Kalahnya Idealisme karya Jarwoko menegaskan makna realisme kontemporer. Di lukisannya itu, Jarwoko menggambarkan seorang bermain saksofon. Jika melihat realis murni, maka akan tampak potret seorang yang bermain saksofon. Di karya ini, Jarwoko menawarkan sesuatu yang berbeda, tidak sekedar potret seorang bermain saksofon. Pemain saksofon tersebut berkepala buah kelapa, dan di bakground hitam tersebut pemain hanya tampak kedua tangannya.

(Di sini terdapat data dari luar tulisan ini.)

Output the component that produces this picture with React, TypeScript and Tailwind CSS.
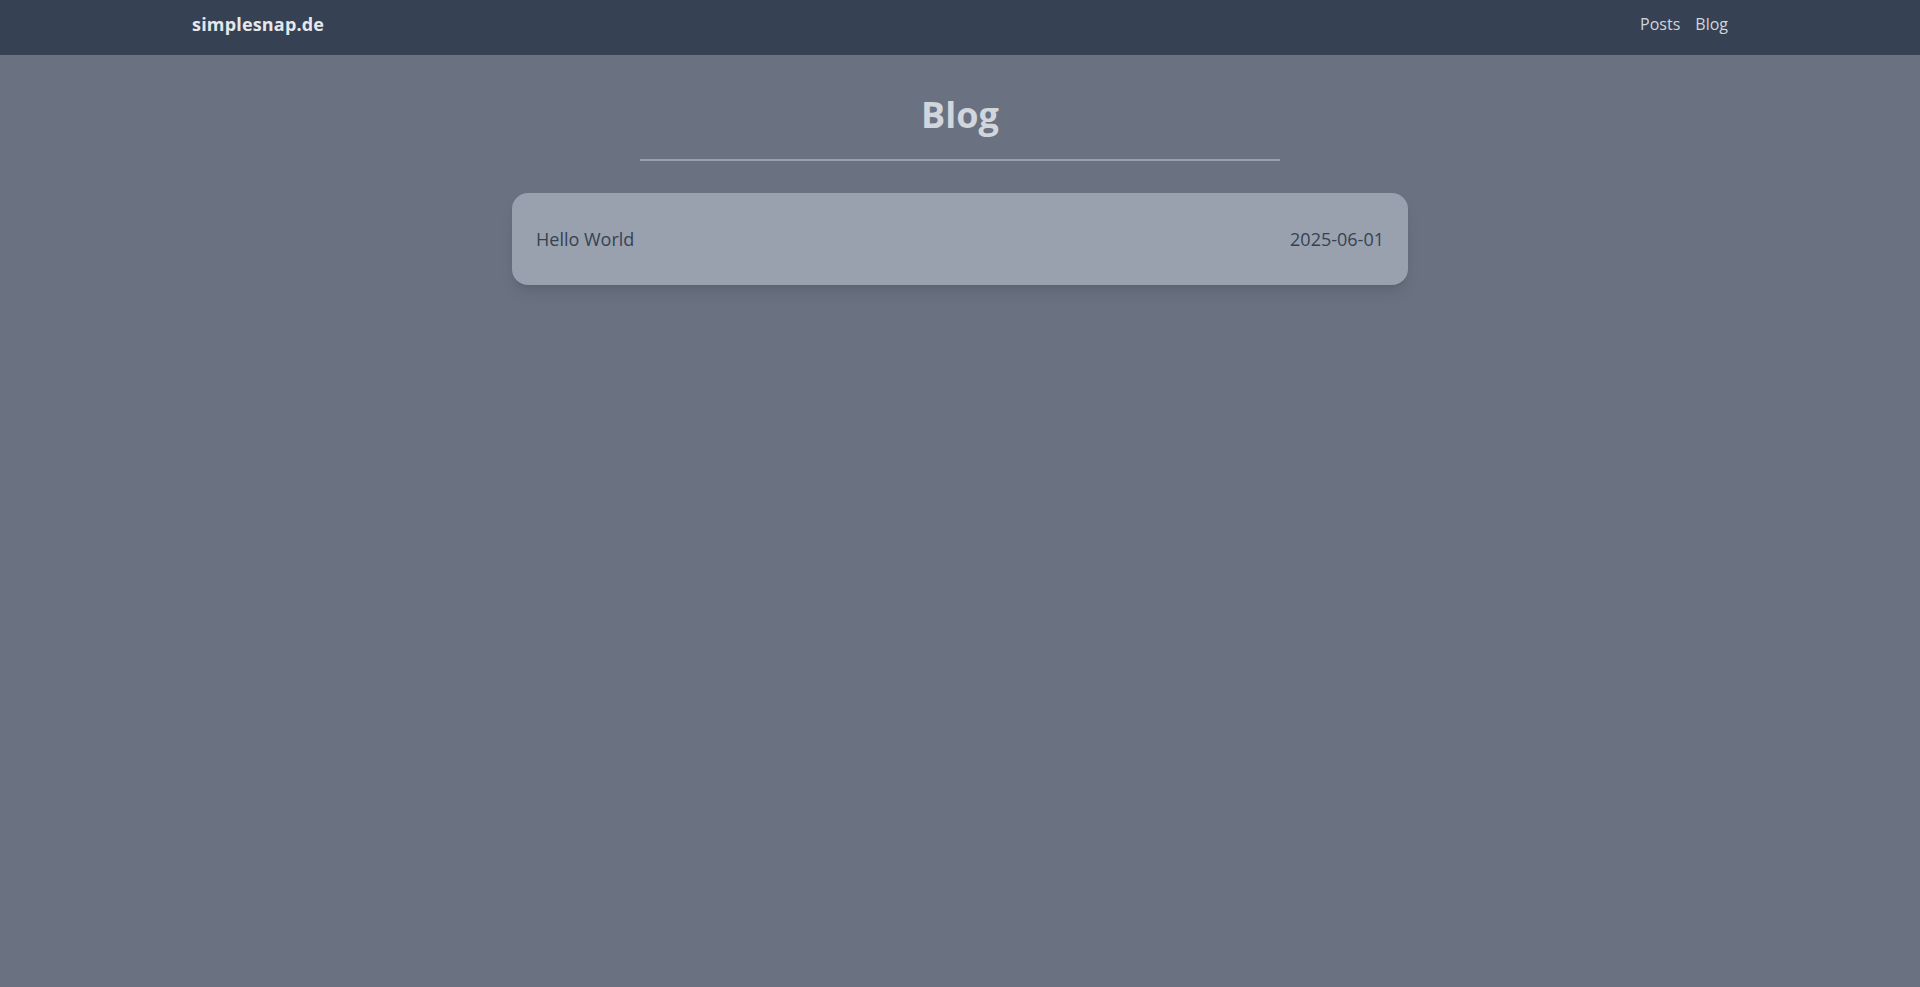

Melalui karya ini, Jarwoko berusaha mengkritik seorang seniman. “Bisanya pelukis mengkritik pejabat, sekarang saya berusaha mengritik pelukisnya sendiri. Idealisme seorang pelukis biasanya kalah oleh beberapa hal seperti kebutuhan hidup, wanita atau istri, anak, kemewahan, dan sosial,” kata Jarwoko.

Mungkin Jarwoko benar. Karena dunia seni kontemporer kini justru masuk ke dalam suatu situasi di mana segala sesuatu dapat dianggap komoditi (benda) belaka. Komoditi (benda) yang eksistensinya ditentukan oleh seberapa besar ia diminati oleh konsumen. Kebudayaan akhirnya tak lain dari kebudayaan materi yang digerakkan oleh tuntutan raksasa konsumen yang tak pernah merasa kenyang. Dan tanpa disadari ‘No Of Value’ menjadi makanan baru.